May 3, 2020

Universities Fear €200m Drop-Off in Revenue From International Students

Jim Miley, the director general of the Irish Universities Association, said the fall in revenue will deal a ‘massive blow’ to third-level.

Donal MacNameeEditor
Ivan Rakhmanin for The University Times

Irish universities could lose out on up to €200 million in international student revenue next year – a “massive blow”, according to one of the sector’s experts.

Jim Miley, the director general of the Irish Universities Association (IUA), told RTÉ Radio 1 today that colleges are bracing for an 80 per cent reduction in the number of first-year students coming from abroad next year.

Repeating a call made by Provost Patrick Prendergast last week, Miley said the government must invest in third-level education in order to enable the sector to “be part of the solution in rebooting the economy” after the coronavirus pandemic.


“What’s critical is that we need supports if we’re to meet those challenges and to be partners in the recovery with government”, Miley added.

He said universities hope the loss of international student revenue “will be temporary – that we will recover this critical business in two to three years”.

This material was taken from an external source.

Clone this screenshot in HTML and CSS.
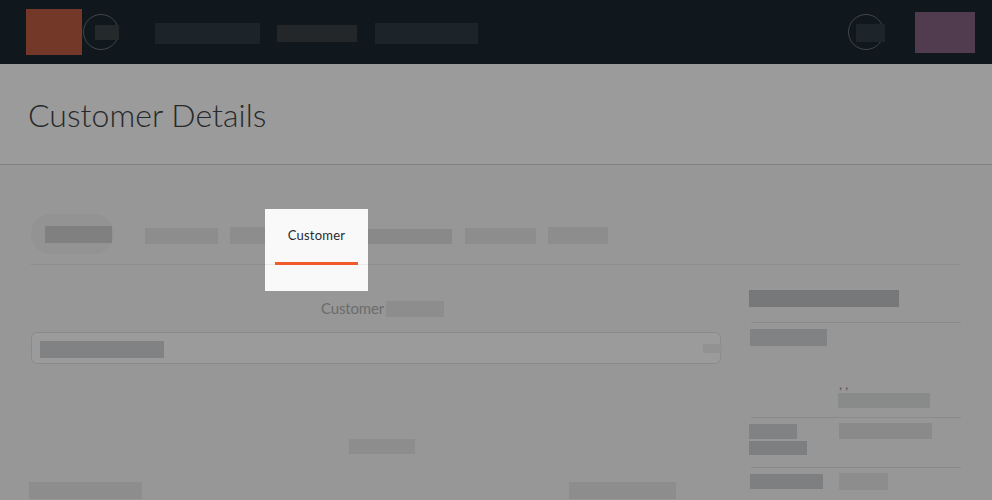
FILE: index.html
```html
<!DOCTYPE html>
<html lang="en">
<head>
<meta charset="utf-8">
<title>Customer Details</title>
<link rel="stylesheet" href="styles.css">
</head>
<body>
<header class="topbar">
  <div class="logo"></div>
  <div class="ring"><span class="ring-bar"></span></div>
  <nav class="nav"><span class="nav-bar nav-a"></span><span class="nav-bar nav-b"></span><span class="nav-bar nav-c"></span></nav>
  <div class="ring ring-right"><span class="ring-bar"></span></div>
  <div class="account"></div>
</header>
<section class="title"><h1>Customer Details</h1></section>
<div class="tabs">
  <div class="pill"><span class="bar dark"></span></div>
  <span class="bar tab-a"></span>
  <span class="bar tab-b"></span>
  <div class="active"><div class="spotlight"><span class="label">Customer</span><span class="underline"></span></div></div>
  <span class="bar tab-c"></span>
  <span class="bar tab-d"></span>
  <span class="bar tab-e"></span>
</div>
<div class="content">
  <main class="main">
    <h2><span class="head-text">Customer</span><span class="bar head-bar"></span></h2>
    <div class="field"><span class="bar slate field-value"></span><span class="bar field-action"></span></div>
    <div class="bar caption"></div>
    <div class="columns"><span class="bar col-a"></span><span class="bar col-b"></span></div>
  </main>
  <aside class="side">
    <div class="side-head"><span class="bar heading"></span></div>
    <div class="row address">
      <span class="bar slate key-a"></span>
      <div class="value"><span class="commas">, ,</span><span class="bar address-bar"></span></div>
    </div>
    <div class="row contact">
      <div class="keys"><span class="bar slate key-b"></span><span class="bar slate key-c"></span></div>
      <span class="bar value-b"></span>
    </div>
    <div class="row last"><span class="bar slate key-d"></span><span class="bar value-c"></span></div>
  </aside>
</div>
</body>
</html>
```
FILE: styles.css
```css
* { box-sizing: border-box; }
body { margin: 0; height: 500px; overflow: hidden; background: #979797; font-family: Lato, sans-serif; }
h1, h2 { margin: 0; }
.bar { display: block; flex: none; background: #8d8d8d; }
.slate { background: #808283; }
.dark { background: #808080; }

.topbar { display: flex; align-items: flex-start; height: 64px; padding: 0 17px 0 26px; background: #10181d; }
.logo { width: 56px; height: 46px; margin-top: 9px; background: #733828; }
.ring { width: 36px; height: 36px; margin: 14px 0 0 1px; padding: 10px 0 0 11px; border: 1px solid #42474a; border-radius: 50%; }
.ring-bar { display: block; width: 24px; height: 15px; background: #24292b; }
.nav { display: flex; margin-left: 36px; }
.nav-bar { height: 21px; margin-top: 23px; background: #1c2329; }
.nav-a { width: 105px; }
.nav-b { width: 80px; height: 17px; margin: 25px 18px 0 17px; background: #23272a; }
.nav-c { width: 103px; background: #1d2429; }
.ring-right { margin-left: auto; padding: 9px 0 0 7px; }
.ring-right .ring-bar { width: 29px; height: 18px; background: #1e252a; }
.account { width: 60px; height: 41px; margin: 12px 0 0 31px; background: #503c4e; }

.title { height: 101px; padding: 31px 28px 0; background: #9b9b9b; border-bottom: 1px solid #828282; }
h1 { color: #27292b; font-size: 32px; font-weight: 300; line-height: 40px; letter-spacing: 0.03px; }

.tabs { display: flex; align-items: flex-start; width: 929px; height: 100px; margin-left: 31px; padding-top: 49px; border-bottom: 1px solid #8c8c8c; }
.pill { width: 83px; height: 40px; padding: 12px 0 0 14px; border-radius: 20px; background: #939393; }
.pill .bar { width: 67px; height: 17px; }
.tab-a { width: 73px; height: 16px; margin: 14px 12px 0 31px; }
.tab-b { width: 35px; height: 17px; margin-top: 13px; }
.active { position: relative; width: 103px; height: 40px; }
.spotlight { position: absolute; top: -5px; left: 0; width: 103px; height: 82px; padding-top: 16px; background: linear-gradient(#f9f9f9 55px, #eaeaea 55px, #eaeaea 56px, #f9f9f9 56px); }
.label { display: block; color: #252a30; font-size: 13px; line-height: 20px; letter-spacing: 0.2px; text-align: center; }
.underline { display: block; width: 83px; height: 3px; margin: 17px 0 0 10px; background: #f15b2b; }
.tab-c { width: 84px; height: 15px; margin-top: 15px; background: #898989; }
.tab-d { width: 71px; height: 16px; margin: 14px 12px 0 13px; }
.tab-e { width: 60px; height: 17px; margin-top: 13px; }

.content { display: grid; grid-template-columns: 690px 212px; column-gap: 28px; padding-left: 31px; }
h2 { display: flex; height: 67px; padding: 33px 0 0 290px; color: #6c6c6c; font-size: 15px; font-weight: 400; line-height: 20px; letter-spacing: -0.15px; }
.head-text { width: 65px; }
.head-bar { width: 58px; height: 16px; margin-top: 3px; }
.field { display: flex; justify-content: space-between; height: 32px; padding: 8px 0 0 8px; border: 1px solid #8a8a8a; border-radius: 6px; background: #9b9b9b; }
.field-value { width: 124px; height: 17px; }
.field-action { width: 19px; height: 9px; margin: 3px -2px 0 0; background: #929292; }
.caption { width: 66px; height: 15px; margin: 75px 0 0 318px; }
.columns { display: flex; gap: 427px; margin: 28px 0 0 -2px; }
.col-a { width: 113px; height: 17px; }
.col-b { width: 107px; height: 17px; }

.side-head { height: 58px; padding-top: 25px; }
.heading { width: 150px; height: 17px; background: #77787a; }
.row { display: grid; grid-template-columns: 88px 1fr; align-items: start; margin-left: 2px; width: 210px; border-top: 1px solid #8a8a8a; margin-top: -1px; }
.address { height: 96px; padding-top: 6px; }
.key-a { width: 77px; height: 17px; margin-left: -1px; }
.value { padding-top: 47px; }
.commas { display: block; height: 17px; color: #505050; font-size: 13px; line-height: 16px; }
.address-bar { width: 92px; height: 15px; margin-left: -1px; background: #898b8a; }
.contact { height: 51px; padding-top: 5px; }
.keys { display: grid; gap: 2px; margin: 1px 0 0 -2px; }
.key-b { width: 48px; height: 15px; }
.key-c { width: 58px; height: 14px; background: #7d7f80; }
.value-b { width: 93px; height: 16px; background: #8a8a8a; }
.last { padding-top: 5px; }
.key-d { width: 73px; height: 15px; margin: 1px 0 0 -1px; background: #7d7f80; }
.value-c { width: 49px; height: 17px; }
```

In the meantime, though, the fall represents a “massive blow”, he said.

Universities are becoming increasingly vocal in their pleas for government support amid predictions of huge revenue drop-offs.

Last week, Provost Patrick Prendergast urged the government to step in with support “as a matter of urgency”, arguing “education shouldn’t be way down the list” when it comes to state funding priorities.

In an interview with Pat Kenny on Newstalk, Prendergast said Ireland’s universities are in a “serious financial situation” as a result of the pandemic.

Universities, he said, are going to lose out on much of the revenue they generate, “yet we have to deliver 100 per cent of our activities under even more challenging circumstances”.

Prendergast added that “education shouldn’t be way down the list” when it comes to the government’s funding priorities. “Education should be on the top of the list”, he said.

“We’d be saying it’s just not good enough that education – third-level, secondary or primary – should be way down the list.”